*Requirements:* Show each line from the listing that includes the word "this".

*Collected data:*

=======

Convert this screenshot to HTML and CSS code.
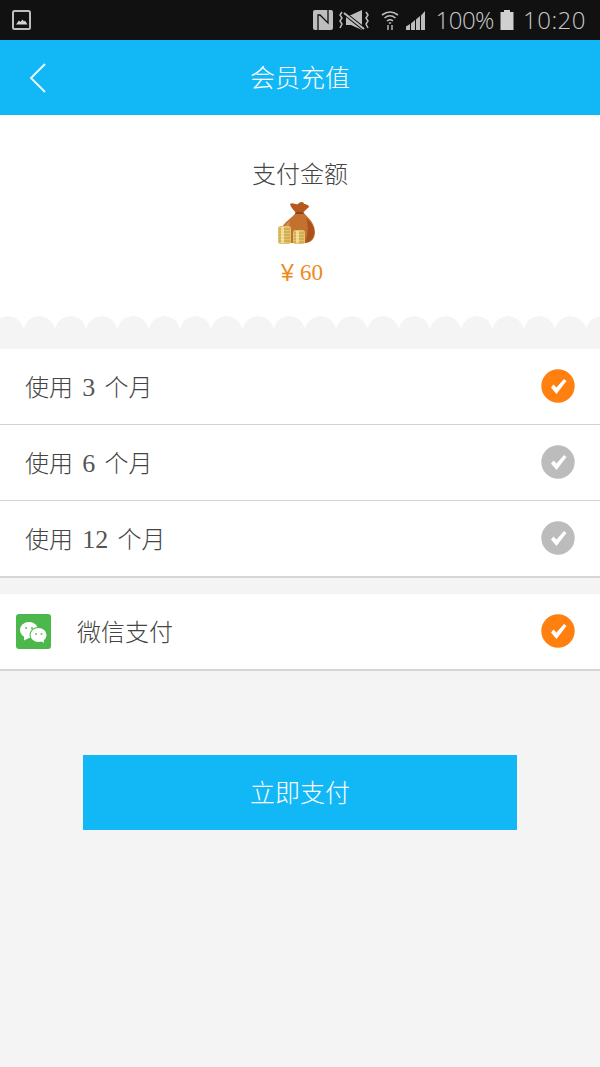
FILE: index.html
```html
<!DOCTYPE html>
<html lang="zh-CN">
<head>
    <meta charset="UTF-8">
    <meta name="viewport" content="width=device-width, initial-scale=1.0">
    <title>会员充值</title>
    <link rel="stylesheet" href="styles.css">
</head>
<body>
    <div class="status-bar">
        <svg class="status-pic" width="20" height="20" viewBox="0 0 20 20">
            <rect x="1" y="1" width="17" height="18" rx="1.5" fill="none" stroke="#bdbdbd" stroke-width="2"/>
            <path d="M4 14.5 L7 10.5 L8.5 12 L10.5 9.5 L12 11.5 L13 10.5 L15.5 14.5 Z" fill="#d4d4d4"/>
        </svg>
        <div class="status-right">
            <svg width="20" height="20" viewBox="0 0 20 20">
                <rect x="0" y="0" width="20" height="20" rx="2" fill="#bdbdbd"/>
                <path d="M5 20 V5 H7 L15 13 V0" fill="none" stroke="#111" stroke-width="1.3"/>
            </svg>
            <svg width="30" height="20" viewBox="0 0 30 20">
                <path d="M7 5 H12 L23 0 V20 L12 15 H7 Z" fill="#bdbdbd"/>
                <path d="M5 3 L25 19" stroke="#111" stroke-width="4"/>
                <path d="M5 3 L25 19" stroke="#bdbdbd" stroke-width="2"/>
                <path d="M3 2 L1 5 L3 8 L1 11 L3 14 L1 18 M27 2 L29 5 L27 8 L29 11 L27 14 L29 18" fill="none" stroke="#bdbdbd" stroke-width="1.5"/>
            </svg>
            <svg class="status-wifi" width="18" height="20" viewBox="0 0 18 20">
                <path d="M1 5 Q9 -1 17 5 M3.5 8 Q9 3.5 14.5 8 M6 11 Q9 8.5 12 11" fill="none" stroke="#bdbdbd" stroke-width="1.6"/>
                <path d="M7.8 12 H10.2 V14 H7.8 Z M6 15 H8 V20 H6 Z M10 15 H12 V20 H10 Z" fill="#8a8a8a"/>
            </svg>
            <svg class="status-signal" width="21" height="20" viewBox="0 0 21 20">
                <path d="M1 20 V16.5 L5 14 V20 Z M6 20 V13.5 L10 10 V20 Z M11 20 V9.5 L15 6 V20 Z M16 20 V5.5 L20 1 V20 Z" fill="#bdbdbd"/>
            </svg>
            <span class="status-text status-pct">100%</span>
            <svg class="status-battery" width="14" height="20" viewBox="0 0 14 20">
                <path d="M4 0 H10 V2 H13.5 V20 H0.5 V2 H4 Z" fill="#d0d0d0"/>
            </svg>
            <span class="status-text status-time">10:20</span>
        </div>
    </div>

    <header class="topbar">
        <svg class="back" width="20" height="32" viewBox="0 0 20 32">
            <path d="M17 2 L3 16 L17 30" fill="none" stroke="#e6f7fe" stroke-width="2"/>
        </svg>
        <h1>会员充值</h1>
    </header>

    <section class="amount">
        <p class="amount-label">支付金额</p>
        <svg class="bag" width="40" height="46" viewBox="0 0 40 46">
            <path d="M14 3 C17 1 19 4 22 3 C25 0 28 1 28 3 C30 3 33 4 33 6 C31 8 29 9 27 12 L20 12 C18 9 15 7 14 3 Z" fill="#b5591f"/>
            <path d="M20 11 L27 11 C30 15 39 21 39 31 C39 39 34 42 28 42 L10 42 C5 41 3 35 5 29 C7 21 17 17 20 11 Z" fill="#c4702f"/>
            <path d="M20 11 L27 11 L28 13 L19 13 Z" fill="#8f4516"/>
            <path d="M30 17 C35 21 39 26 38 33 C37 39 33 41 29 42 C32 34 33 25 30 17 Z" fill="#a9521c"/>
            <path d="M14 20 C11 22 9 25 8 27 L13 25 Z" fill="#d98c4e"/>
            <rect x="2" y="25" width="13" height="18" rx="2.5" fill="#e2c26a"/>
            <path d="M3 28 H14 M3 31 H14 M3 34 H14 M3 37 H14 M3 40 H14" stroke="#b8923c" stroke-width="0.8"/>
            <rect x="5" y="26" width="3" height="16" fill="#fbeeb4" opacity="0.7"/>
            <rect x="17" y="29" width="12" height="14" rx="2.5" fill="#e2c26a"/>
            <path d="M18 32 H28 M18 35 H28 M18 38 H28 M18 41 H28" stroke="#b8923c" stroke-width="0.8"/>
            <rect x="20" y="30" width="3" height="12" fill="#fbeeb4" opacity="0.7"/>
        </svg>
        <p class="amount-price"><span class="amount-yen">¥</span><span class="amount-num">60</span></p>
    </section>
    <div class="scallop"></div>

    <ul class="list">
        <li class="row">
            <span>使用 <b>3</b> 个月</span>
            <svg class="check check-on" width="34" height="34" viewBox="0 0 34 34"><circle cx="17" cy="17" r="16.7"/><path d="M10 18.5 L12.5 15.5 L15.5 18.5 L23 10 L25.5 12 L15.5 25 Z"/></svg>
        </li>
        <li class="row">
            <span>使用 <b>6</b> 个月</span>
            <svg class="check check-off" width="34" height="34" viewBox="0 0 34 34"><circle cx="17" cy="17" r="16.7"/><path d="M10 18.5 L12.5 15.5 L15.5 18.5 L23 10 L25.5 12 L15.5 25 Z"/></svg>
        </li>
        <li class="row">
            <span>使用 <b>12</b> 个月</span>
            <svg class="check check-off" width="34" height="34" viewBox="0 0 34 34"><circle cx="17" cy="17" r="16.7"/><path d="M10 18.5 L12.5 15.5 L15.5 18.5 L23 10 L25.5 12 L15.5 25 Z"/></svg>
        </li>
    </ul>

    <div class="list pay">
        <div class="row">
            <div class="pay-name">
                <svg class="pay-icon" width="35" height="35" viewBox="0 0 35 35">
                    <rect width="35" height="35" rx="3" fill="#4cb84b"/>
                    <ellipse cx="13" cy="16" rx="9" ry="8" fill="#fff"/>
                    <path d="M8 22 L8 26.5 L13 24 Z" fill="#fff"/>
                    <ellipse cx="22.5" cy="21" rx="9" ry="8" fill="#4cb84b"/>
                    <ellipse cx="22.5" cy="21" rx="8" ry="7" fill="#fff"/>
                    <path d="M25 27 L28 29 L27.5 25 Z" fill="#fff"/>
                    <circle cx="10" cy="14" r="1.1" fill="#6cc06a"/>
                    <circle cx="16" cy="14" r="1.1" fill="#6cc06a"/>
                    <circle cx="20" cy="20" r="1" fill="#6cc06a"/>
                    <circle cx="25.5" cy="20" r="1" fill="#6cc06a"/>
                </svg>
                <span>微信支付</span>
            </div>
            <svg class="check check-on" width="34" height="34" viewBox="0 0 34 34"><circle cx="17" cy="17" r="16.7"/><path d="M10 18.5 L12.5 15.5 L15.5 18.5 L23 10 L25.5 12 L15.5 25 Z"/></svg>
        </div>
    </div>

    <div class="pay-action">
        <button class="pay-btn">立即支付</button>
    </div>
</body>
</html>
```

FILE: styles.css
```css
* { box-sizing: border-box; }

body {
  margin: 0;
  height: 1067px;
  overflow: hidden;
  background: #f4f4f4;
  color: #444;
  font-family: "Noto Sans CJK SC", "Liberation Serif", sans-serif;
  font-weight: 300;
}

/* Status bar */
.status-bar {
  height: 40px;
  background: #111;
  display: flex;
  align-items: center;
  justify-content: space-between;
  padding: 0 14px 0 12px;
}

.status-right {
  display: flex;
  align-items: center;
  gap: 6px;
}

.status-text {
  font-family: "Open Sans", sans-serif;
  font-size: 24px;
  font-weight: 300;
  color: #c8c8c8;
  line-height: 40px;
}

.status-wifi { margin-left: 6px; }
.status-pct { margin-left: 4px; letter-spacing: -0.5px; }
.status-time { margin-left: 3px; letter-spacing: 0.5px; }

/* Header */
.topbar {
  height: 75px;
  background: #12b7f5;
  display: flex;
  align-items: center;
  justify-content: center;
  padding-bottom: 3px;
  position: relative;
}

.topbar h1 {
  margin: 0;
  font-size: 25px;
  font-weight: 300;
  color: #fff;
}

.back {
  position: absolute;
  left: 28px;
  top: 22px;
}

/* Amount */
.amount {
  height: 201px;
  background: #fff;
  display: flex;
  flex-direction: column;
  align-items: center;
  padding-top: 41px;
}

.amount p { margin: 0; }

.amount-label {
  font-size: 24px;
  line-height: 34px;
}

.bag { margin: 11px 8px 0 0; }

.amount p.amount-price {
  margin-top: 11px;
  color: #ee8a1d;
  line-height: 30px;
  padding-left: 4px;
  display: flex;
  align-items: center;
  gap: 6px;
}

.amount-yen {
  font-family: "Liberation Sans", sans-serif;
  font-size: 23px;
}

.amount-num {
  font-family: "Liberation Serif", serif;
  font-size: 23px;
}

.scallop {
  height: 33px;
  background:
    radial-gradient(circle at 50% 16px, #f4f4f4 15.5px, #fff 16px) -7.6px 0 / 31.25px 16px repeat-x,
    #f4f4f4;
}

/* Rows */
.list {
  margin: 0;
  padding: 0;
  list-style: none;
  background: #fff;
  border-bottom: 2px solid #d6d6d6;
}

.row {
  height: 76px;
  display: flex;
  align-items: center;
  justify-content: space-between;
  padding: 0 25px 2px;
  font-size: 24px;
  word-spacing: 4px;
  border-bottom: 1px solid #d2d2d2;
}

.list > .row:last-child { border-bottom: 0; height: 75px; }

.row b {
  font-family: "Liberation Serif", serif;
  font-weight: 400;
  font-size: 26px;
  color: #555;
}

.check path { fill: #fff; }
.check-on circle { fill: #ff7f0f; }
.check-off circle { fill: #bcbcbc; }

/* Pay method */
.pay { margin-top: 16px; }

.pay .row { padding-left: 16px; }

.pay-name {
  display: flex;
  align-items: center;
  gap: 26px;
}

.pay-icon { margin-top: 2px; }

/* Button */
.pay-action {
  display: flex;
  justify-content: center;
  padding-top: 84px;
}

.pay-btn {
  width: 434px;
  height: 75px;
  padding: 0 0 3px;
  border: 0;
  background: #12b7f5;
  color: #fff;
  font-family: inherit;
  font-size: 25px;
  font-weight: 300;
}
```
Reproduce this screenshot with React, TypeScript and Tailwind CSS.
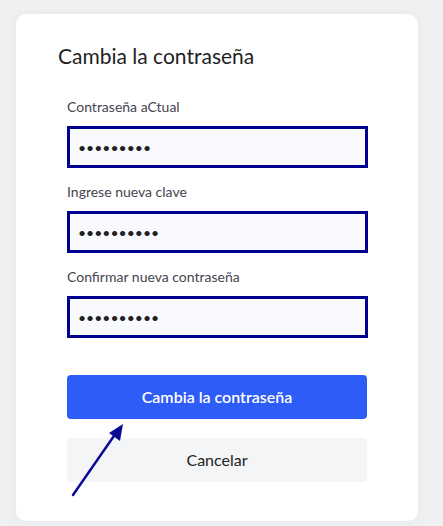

=======

*Solution below:*
Convert this screenshot to HTML and CSS code.
Reproduce this screenshot with React, TypeScript and Tailwind CSS.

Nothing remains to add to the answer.